Aim. Filter these entries, keeping only lines that hold the word "code".
═════ Source material
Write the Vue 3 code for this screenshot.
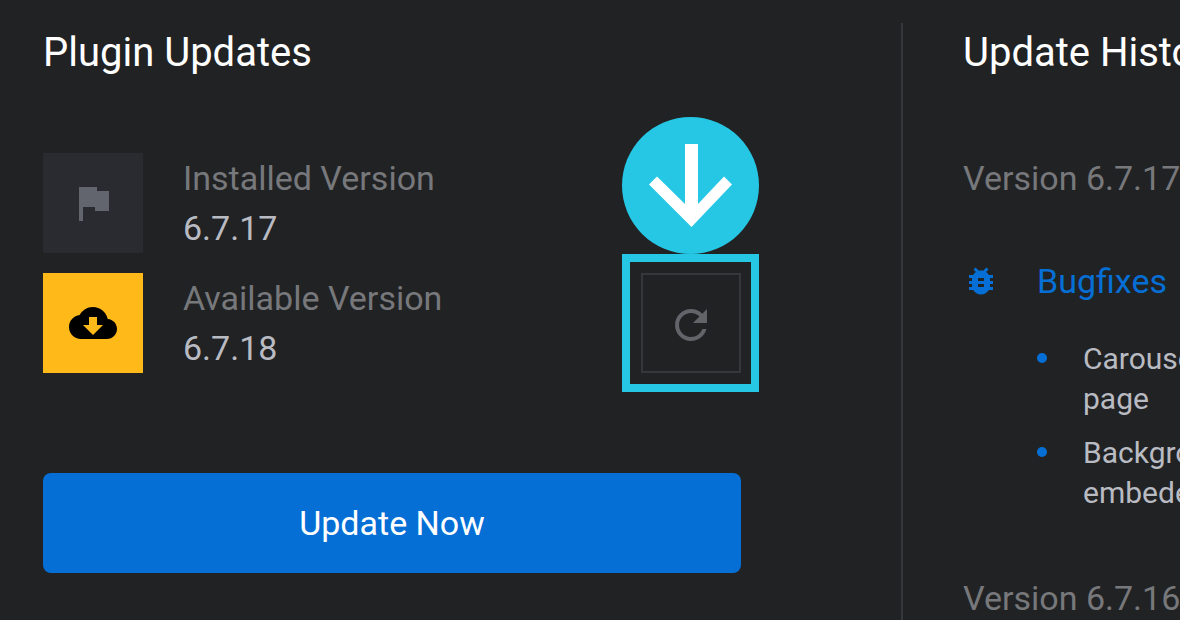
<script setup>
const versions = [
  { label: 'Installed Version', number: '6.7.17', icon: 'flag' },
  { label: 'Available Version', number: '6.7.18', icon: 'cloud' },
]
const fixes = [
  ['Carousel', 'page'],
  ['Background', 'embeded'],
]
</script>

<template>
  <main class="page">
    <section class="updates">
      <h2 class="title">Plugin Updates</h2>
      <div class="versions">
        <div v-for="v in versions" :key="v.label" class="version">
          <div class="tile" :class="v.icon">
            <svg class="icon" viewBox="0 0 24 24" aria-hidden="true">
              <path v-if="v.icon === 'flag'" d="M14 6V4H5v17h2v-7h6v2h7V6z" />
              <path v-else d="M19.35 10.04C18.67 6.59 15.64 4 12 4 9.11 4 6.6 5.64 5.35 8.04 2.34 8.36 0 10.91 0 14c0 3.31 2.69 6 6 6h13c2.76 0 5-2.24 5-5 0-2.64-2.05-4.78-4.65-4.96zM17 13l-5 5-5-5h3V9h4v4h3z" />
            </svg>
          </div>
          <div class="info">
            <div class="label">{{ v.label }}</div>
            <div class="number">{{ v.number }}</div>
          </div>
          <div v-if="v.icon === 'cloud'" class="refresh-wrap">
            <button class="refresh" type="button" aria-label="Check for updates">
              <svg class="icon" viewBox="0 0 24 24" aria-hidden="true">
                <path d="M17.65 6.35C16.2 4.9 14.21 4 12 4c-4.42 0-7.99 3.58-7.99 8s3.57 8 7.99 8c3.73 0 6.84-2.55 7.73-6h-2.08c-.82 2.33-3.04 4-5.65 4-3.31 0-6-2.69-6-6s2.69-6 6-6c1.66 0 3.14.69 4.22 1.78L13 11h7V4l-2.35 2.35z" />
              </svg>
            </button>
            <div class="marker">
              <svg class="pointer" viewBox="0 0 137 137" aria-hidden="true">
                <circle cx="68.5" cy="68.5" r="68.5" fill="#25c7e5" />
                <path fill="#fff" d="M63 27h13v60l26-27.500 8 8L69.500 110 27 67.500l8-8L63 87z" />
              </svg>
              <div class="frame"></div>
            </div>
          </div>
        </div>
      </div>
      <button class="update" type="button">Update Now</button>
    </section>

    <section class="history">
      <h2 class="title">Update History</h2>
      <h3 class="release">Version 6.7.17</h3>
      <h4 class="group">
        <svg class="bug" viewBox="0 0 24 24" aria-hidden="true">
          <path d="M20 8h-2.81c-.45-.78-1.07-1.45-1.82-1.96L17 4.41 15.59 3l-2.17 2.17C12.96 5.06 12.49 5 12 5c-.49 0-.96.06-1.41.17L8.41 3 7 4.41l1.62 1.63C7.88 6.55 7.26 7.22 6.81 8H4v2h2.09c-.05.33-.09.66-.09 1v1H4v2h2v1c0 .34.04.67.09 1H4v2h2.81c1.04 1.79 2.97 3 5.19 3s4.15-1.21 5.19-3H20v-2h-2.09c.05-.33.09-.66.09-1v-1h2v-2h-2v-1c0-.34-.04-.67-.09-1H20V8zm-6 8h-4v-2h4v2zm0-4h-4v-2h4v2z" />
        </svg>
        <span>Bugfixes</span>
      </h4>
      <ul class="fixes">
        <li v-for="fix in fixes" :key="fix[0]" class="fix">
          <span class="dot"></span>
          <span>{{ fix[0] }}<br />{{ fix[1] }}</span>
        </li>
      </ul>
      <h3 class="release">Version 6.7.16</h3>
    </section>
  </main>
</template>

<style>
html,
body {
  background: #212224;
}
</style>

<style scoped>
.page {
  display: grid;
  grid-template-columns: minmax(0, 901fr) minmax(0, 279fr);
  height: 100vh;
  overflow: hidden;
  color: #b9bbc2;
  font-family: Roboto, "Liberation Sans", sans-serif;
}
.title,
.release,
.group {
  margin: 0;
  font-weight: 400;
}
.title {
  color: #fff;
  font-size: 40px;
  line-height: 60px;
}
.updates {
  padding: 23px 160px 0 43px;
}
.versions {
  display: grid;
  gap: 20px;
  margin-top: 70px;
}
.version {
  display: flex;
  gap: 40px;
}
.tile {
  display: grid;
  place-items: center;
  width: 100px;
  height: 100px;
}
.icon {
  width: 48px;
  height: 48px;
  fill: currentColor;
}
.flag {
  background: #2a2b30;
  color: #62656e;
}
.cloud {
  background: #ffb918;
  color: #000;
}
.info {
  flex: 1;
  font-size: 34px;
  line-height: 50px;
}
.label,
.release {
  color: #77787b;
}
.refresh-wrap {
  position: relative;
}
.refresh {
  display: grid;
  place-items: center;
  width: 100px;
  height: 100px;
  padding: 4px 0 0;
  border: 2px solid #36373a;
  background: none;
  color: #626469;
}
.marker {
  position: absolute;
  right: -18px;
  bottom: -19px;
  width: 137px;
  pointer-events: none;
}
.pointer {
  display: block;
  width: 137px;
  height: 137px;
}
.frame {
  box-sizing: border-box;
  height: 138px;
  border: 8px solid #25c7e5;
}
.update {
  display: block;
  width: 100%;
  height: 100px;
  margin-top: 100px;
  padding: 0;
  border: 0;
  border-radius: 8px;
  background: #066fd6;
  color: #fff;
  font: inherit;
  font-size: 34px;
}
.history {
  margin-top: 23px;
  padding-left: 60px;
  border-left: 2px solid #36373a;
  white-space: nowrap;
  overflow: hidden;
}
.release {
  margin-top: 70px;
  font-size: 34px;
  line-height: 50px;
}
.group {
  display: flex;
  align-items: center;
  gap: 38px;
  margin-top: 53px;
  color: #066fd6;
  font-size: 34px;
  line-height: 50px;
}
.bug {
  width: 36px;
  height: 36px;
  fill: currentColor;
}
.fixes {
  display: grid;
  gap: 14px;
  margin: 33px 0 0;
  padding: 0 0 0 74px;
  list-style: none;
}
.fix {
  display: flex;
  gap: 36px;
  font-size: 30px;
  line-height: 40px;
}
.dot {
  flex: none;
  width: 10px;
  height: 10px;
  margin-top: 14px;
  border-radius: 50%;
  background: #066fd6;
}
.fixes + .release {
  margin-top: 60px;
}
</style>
══════════
═════ Source material
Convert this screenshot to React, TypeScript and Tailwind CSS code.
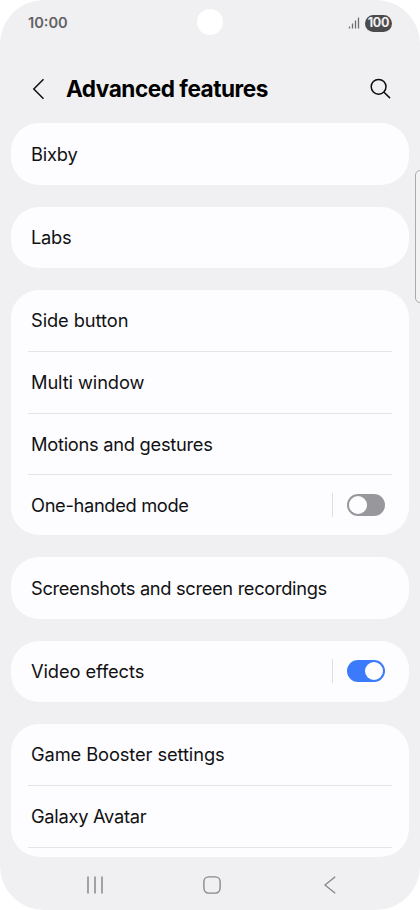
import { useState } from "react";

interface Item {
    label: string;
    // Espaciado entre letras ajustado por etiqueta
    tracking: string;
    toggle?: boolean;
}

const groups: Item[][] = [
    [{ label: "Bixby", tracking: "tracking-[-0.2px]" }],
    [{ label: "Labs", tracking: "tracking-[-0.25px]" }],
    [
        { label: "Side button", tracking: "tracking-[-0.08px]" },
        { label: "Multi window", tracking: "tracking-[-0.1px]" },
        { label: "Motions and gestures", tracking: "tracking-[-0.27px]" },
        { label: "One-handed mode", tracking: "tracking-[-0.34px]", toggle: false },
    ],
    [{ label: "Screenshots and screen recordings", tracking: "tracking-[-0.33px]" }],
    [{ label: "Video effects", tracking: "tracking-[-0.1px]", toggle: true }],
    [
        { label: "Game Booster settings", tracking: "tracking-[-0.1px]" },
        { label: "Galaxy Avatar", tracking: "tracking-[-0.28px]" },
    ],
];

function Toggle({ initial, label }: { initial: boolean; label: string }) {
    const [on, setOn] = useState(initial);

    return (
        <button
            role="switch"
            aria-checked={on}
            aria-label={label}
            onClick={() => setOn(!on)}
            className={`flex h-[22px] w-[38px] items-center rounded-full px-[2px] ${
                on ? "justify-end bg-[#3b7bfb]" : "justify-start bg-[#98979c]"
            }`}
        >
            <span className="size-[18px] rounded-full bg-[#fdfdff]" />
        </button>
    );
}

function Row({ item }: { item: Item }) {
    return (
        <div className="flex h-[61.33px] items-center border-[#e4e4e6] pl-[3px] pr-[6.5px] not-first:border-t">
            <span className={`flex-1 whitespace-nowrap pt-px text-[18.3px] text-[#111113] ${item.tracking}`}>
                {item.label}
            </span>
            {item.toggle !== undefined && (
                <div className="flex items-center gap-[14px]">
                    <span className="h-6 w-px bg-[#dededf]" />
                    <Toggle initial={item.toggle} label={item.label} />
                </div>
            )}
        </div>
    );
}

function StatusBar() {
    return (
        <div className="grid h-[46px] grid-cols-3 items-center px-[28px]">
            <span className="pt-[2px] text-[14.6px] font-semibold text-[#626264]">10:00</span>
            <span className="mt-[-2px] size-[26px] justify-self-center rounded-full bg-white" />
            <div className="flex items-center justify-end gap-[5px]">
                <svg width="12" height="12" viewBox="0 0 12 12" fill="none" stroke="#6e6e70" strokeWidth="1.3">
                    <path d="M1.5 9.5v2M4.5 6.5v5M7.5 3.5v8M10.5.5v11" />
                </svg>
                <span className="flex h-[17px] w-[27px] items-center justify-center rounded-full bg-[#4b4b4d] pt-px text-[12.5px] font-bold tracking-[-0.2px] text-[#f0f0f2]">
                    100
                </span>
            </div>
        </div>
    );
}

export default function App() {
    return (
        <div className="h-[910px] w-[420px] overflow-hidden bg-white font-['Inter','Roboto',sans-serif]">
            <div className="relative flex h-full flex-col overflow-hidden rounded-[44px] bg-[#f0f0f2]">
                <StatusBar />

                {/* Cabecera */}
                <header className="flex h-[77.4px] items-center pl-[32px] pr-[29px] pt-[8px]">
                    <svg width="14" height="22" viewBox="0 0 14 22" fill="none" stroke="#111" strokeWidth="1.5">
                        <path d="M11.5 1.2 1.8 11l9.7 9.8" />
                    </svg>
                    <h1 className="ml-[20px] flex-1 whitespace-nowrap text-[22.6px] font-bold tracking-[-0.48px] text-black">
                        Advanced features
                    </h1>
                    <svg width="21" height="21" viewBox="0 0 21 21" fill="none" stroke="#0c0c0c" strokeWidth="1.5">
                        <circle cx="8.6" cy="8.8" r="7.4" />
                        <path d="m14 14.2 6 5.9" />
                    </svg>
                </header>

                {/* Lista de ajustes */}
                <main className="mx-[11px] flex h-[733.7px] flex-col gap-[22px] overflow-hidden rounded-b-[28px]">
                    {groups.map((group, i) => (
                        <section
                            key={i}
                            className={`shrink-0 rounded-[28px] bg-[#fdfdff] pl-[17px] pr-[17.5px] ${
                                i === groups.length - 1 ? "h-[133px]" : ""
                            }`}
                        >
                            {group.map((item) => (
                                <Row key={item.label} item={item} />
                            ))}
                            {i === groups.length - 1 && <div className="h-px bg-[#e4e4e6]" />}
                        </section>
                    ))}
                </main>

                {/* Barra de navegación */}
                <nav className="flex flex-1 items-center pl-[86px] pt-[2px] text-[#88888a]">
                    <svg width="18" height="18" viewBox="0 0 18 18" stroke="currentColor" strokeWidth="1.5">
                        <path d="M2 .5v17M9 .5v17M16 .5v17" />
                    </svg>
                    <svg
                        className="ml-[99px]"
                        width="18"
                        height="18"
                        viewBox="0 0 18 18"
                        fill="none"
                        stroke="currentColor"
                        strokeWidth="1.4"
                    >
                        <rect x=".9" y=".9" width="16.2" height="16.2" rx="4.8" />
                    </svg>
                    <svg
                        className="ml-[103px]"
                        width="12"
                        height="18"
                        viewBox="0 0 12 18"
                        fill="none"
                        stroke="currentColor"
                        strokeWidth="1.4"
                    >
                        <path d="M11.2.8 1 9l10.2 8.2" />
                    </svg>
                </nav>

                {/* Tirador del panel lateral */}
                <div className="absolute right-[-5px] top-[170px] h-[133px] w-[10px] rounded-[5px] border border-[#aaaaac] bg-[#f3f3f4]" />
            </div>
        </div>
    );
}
══════════
The solution.
Write the Vue 3 code for this screenshot.
Convert this screenshot to React, TypeScript and Tailwind CSS code.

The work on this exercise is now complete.